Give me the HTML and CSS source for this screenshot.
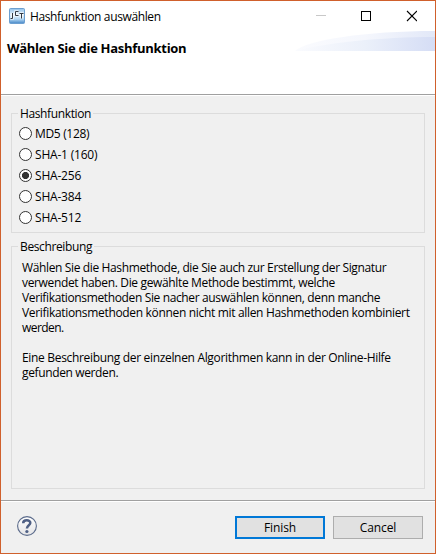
FILE: index.html
```
<!DOCTYPE html>
<html lang="de">
<head>
<meta charset="utf-8">
<title>Hashfunktion auswählen</title>
<link rel="stylesheet" href="styles.css">
</head>
<body>
<div class="window">
  <div class="titlebar">
    <svg class="app-icon" width="16" height="16" viewBox="0 0 16 16">
      <defs><linearGradient id="app" x1="0" y1="0" x2="0" y2="1"><stop offset="0" stop-color="#8fc0ea"/><stop offset=".4" stop-color="#e4f1fb"/><stop offset=".7" stop-color="#b4d8f4"/><stop offset="1" stop-color="#4385c6"/></linearGradient></defs>
      <rect x=".5" y=".5" width="15" height="15" rx="1" fill="url(#app)" stroke="#6c9fd0"/>
      <path d="M3.500 5v5.500h-2M9.500 3.500h-3v4h3M10.500 5.500h4M12.500 5.500v5" fill="none" stroke="#fff" stroke-opacity=".7" stroke-width="2.600"/>
      <path d="M3.500 5v5.500h-2M9.500 3.500h-3v4h3M10.500 5.500h4M12.500 5.500v5" fill="none" stroke="#333a44"/>
    </svg>
    <span class="title">Hashfunktion auswählen</span>
    <svg class="controls" width="103" height="12" viewBox="0 0 103 12">
      <path d="M2 5.500h10" stroke="#c8c8c8"/>
      <rect x="47.500" y="1.500" width="9" height="9" fill="none" stroke="#000"/>
      <path d="M93 1l10 10M103 1l-10 10" stroke="#000" stroke-width="1.100"/>
    </svg>
  </div>
  <header class="banner">
    <h1>Wählen Sie die Hashfunktion</h1>
    <svg class="swoosh" width="140" height="20" viewBox="0 0 140 20">
      <defs><linearGradient id="sw"><stop offset="0" stop-color="#fafbfe"/><stop offset=".5" stop-color="#ebf0fa"/><stop offset="1" stop-color="#d5ddf5"/></linearGradient>
      <linearGradient id="sw2"><stop offset="0" stop-color="#fafbfe"/><stop offset=".5" stop-color="#f5f7fd"/><stop offset="1" stop-color="#e2e8f8"/></linearGradient></defs>
      <path d="M0 20C12 9 70 0 140 0V20Z" fill="url(#sw2)"/>
      <path d="M0 20C30 12 85 6 140 6V20Z" fill="url(#sw)"/>
    </svg>
  </header>
  <main>
    <section class="group hash">
      <h2>Hashfunktion</h2>
      <div class="option md5"><i class="radio"></i><span>MD5 (128)</span></div>
      <div class="option"><i class="radio"></i><span>SHA-1 (160)</span></div>
      <div class="option"><i class="radio checked"></i><span>SHA-256</span></div>
      <div class="option"><i class="radio"></i><span>SHA-384</span></div>
      <div class="option"><i class="radio"></i><span>SHA-512</span></div>
    </section>
    <section class="group description">
      <h2>Beschreibung</h2>
      <p>
        <span class="line tight">Wählen Sie die Hashmethode, die Sie auch zur Erstellung der Signatur</span>
        <span class="line">verwendet haben. Die gewählte Methode bestimmt, welche</span>
        <span class="line tight">Verifikationsmethoden Sie nacher auswählen können, denn manche</span>
        <span class="line loose">Verifikationsmethoden können nicht mit allen Hashmethoden kombiniert</span>
        <span class="line short">werden.</span>
      </p>
      <p>
        <span class="line loose">Eine Beschreibung der einzelnen Algorithmen kann in der Online-Hilfe</span>
        <span class="line tight">gefunden werden.</span>
      </p>
    </section>
  </main>
  <footer>
    <svg class="help" width="20" height="20" viewBox="0 0 20 20">
      <defs><linearGradient id="hg" x2="0" y2="1"><stop offset="0" stop-color="#fff"/><stop offset="1" stop-color="#e4e4e6"/></linearGradient></defs>
      <circle cx="10" cy="10" r="9.400" fill="url(#hg)" stroke="#5b6b8b" stroke-width="1.100"/>
      <path d="M6.200 7.200C6.200 3.200 13.500 3.400 13.300 7C13.200 9.300 9.900 9.200 9.900 12.600" fill="none" stroke="#4f6085" stroke-width="2.500"/>
      <circle cx="9.900" cy="15.500" r="1.600" fill="#4f6085"/>
    </svg>
    <button class="primary">Finish</button>
    <button>Cancel</button>
  </footer>
</div>
</body>
</html>
```
FILE: styles.css
```
* { box-sizing: border-box; }
body { margin: 0; font: 12px/15px "Open Sans", "Noto Sans", sans-serif; color: #000; }
.window { width: 436px; height: 554px; border: 1px solid #d0602c; background: #f0f0f0; display: flex; flex-direction: column; }
.titlebar { height: 30px; background: #fff; display: flex; align-items: center; padding: 0 18px 0 8px; }
.title { margin-left: 5px; flex: 1; letter-spacing: -.37px; white-space: nowrap; }
.controls { flex: none; }
.banner { height: 65px; background: #fff; border-bottom: 1px solid #fff; box-shadow: inset 0 -1px #a0a0a0; display: flex; justify-content: space-between; }
h1 { margin: 9px 0 0 6px; font-size: 13px; line-height: 16px; font-weight: 700; letter-spacing: -.29px; white-space: nowrap; }
main { flex: 1; padding: 17px 10px 11px; display: flex; flex-direction: column; gap: 13px; }
.group { border: 1px solid #dcdcdc; padding: 0 7px; }
.hash { height: 120px; }
.description { height: 243px; }
h2 { width: fit-content; margin: -8px 0 0 -1px; padding: 0 2px; background: #f0f0f0; font-size: 12px; line-height: 16px; font-weight: 400; letter-spacing: -.37px; }
.option { height: 21px; display: flex; align-items: center; gap: 3px; letter-spacing: -.2px; }
.md5 { margin-top: 1px; letter-spacing: -.33px; }
.radio { width: 13px; height: 13px; border: 1px solid #333; border-radius: 50%; background: #fff; }
.checked { background: radial-gradient(circle, #333 3.200px, #fff 3.900px); }
p { margin: 5px 0 0 3px; white-space: nowrap; }
p + p { margin-top: 15px; }
.line { display: block; height: 15px; letter-spacing: -.35px; }
.tight { letter-spacing: -.366px; }
.loose { letter-spacing: -.325px; }
.short { letter-spacing: -.55px; }
footer { height: 53px; border-top: 1px solid #a0a0a0; box-shadow: inset 0 1px #fff; display: flex; align-items: flex-start; padding: 15px 12px 0 16px; }
.help { margin-right: auto; }
button { width: 90px; height: 23px; margin: 0 0 0 8px; padding: 0; border: 1px solid #adadad; border-radius: 0; background: #e1e1e1; color: #000; font: inherit; letter-spacing: -.1px; }
.primary { border: 2px solid #0078d7; }
```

-- What is needed --
Extract the full listing above verbatim; pictures are to be left out of the copy.

-- Result of the exercise --
Give me the HTML and CSS source for this screenshot.
FILE: index.html
```
<!DOCTYPE html>
<html lang="de">
<head>
<meta charset="utf-8">
<title>Hashfunktion auswählen</title>
<link rel="stylesheet" href="styles.css">
</head>
<body>
<div class="window">
  <div class="titlebar">
    <svg class="app-icon" width="16" height="16" viewBox="0 0 16 16">
      <defs><linearGradient id="app" x1="0" y1="0" x2="0" y2="1"><stop offset="0" stop-color="#8fc0ea"/><stop offset=".4" stop-color="#e4f1fb"/><stop offset=".7" stop-color="#b4d8f4"/><stop offset="1" stop-color="#4385c6"/></linearGradient></defs>
      <rect x=".5" y=".5" width="15" height="15" rx="1" fill="url(#app)" stroke="#6c9fd0"/>
      <path d="M3.500 5v5.500h-2M9.500 3.500h-3v4h3M10.500 5.500h4M12.500 5.500v5" fill="none" stroke="#fff" stroke-opacity=".7" stroke-width="2.600"/>
      <path d="M3.500 5v5.500h-2M9.500 3.500h-3v4h3M10.500 5.500h4M12.500 5.500v5" fill="none" stroke="#333a44"/>
    </svg>
    <span class="title">Hashfunktion auswählen</span>
    <svg class="controls" width="103" height="12" viewBox="0 0 103 12">
      <path d="M2 5.500h10" stroke="#c8c8c8"/>
      <rect x="47.500" y="1.500" width="9" height="9" fill="none" stroke="#000"/>
      <path d="M93 1l10 10M103 1l-10 10" stroke="#000" stroke-width="1.100"/>
    </svg>
  </div>
  <header class="banner">
    <h1>Wählen Sie die Hashfunktion</h1>
    <svg class="swoosh" width="140" height="20" viewBox="0 0 140 20">
      <defs><linearGradient id="sw"><stop offset="0" stop-color="#fafbfe"/><stop offset=".5" stop-color="#ebf0fa"/><stop offset="1" stop-color="#d5ddf5"/></linearGradient>
      <linearGradient id="sw2"><stop offset="0" stop-color="#fafbfe"/><stop offset=".5" stop-color="#f5f7fd"/><stop offset="1" stop-color="#e2e8f8"/></linearGradient></defs>
      <path d="M0 20C12 9 70 0 140 0V20Z" fill="url(#sw2)"/>
      <path d="M0 20C30 12 85 6 140 6V20Z" fill="url(#sw)"/>
    </svg>
  </header>
  <main>
    <section class="group hash">
      <h2>Hashfunktion</h2>
      <div class="option md5"><i class="radio"></i><span>MD5 (128)</span></div>
      <div class="option"><i class="radio"></i><span>SHA-1 (160)</span></div>
      <div class="option"><i class="radio checked"></i><span>SHA-256</span></div>
      <div class="option"><i class="radio"></i><span>SHA-384</span></div>
      <div class="option"><i class="radio"></i><span>SHA-512</span></div>
    </section>
    <section class="group description">
      <h2>Beschreibung</h2>
      <p>
        <span class="line tight">Wählen Sie die Hashmethode, die Sie auch zur Erstellung der Signatur</span>
        <span class="line">verwendet haben. Die gewählte Methode bestimmt, welche</span>
        <span class="line tight">Verifikationsmethoden Sie nacher auswählen können, denn manche</span>
        <span class="line loose">Verifikationsmethoden können nicht mit allen Hashmethoden kombiniert</span>
        <span class="line short">werden.</span>
      </p>
      <p>
        <span class="line loose">Eine Beschreibung der einzelnen Algorithmen kann in der Online-Hilfe</span>
        <span class="line tight">gefunden werden.</span>
      </p>
    </section>
  </main>
  <footer>
    <svg class="help" width="20" height="20" viewBox="0 0 20 20">
      <defs><linearGradient id="hg" x2="0" y2="1"><stop offset="0" stop-color="#fff"/><stop offset="1" stop-color="#e4e4e6"/></linearGradient></defs>
      <circle cx="10" cy="10" r="9.400" fill="url(#hg)" stroke="#5b6b8b" stroke-width="1.100"/>
      <path d="M6.200 7.200C6.200 3.200 13.500 3.400 13.300 7C13.200 9.300 9.900 9.200 9.900 12.600" fill="none" stroke="#4f6085" stroke-width="2.500"/>
      <circle cx="9.900" cy="15.500" r="1.600" fill="#4f6085"/>
    </svg>
    <button class="primary">Finish</button>
    <button>Cancel</button>
  </footer>
</div>
</body>
</html>
```
FILE: styles.css
```
* { box-sizing: border-box; }
body { margin: 0; font: 12px/15px "Open Sans", "Noto Sans", sans-serif; color: #000; }
.window { width: 436px; height: 554px; border: 1px solid #d0602c; background: #f0f0f0; display: flex; flex-direction: column; }
.titlebar { height: 30px; background: #fff; display: flex; align-items: center; padding: 0 18px 0 8px; }
.title { margin-left: 5px; flex: 1; letter-spacing: -.37px; white-space: nowrap; }
.controls { flex: none; }
.banner { height: 65px; background: #fff; border-bottom: 1px solid #fff; box-shadow: inset 0 -1px #a0a0a0; display: flex; justify-content: space-between; }
h1 { margin: 9px 0 0 6px; font-size: 13px; line-height: 16px; font-weight: 700; letter-spacing: -.29px; white-space: nowrap; }
main { flex: 1; padding: 17px 10px 11px; display: flex; flex-direction: column; gap: 13px; }
.group { border: 1px solid #dcdcdc; padding: 0 7px; }
.hash { height: 120px; }
.description { height: 243px; }
h2 { width: fit-content; margin: -8px 0 0 -1px; padding: 0 2px; background: #f0f0f0; font-size: 12px; line-height: 16px; font-weight: 400; letter-spacing: -.37px; }
.option { height: 21px; display: flex; align-items: center; gap: 3px; letter-spacing: -.2px; }
.md5 { margin-top: 1px; letter-spacing: -.33px; }
.radio { width: 13px; height: 13px; border: 1px solid #333; border-radius: 50%; background: #fff; }
.checked { background: radial-gradient(circle, #333 3.200px, #fff 3.900px); }
p { margin: 5px 0 0 3px; white-space: nowrap; }
p + p { margin-top: 15px; }
.line { display: block; height: 15px; letter-spacing: -.35px; }
.tight { letter-spacing: -.366px; }
.loose { letter-spacing: -.325px; }
.short { letter-spacing: -.55px; }
footer { height: 53px; border-top: 1px solid #a0a0a0; box-shadow: inset 0 1px #fff; display: flex; align-items: flex-start; padding: 15px 12px 0 16px; }
.help { margin-right: auto; }
button { width: 90px; height: 23px; margin: 0 0 0 8px; padding: 0; border: 1px solid #adadad; border-radius: 0; background: #e1e1e1; color: #000; font: inherit; letter-spacing: -.1px; }
.primary { border: 2px solid #0078d7; }
```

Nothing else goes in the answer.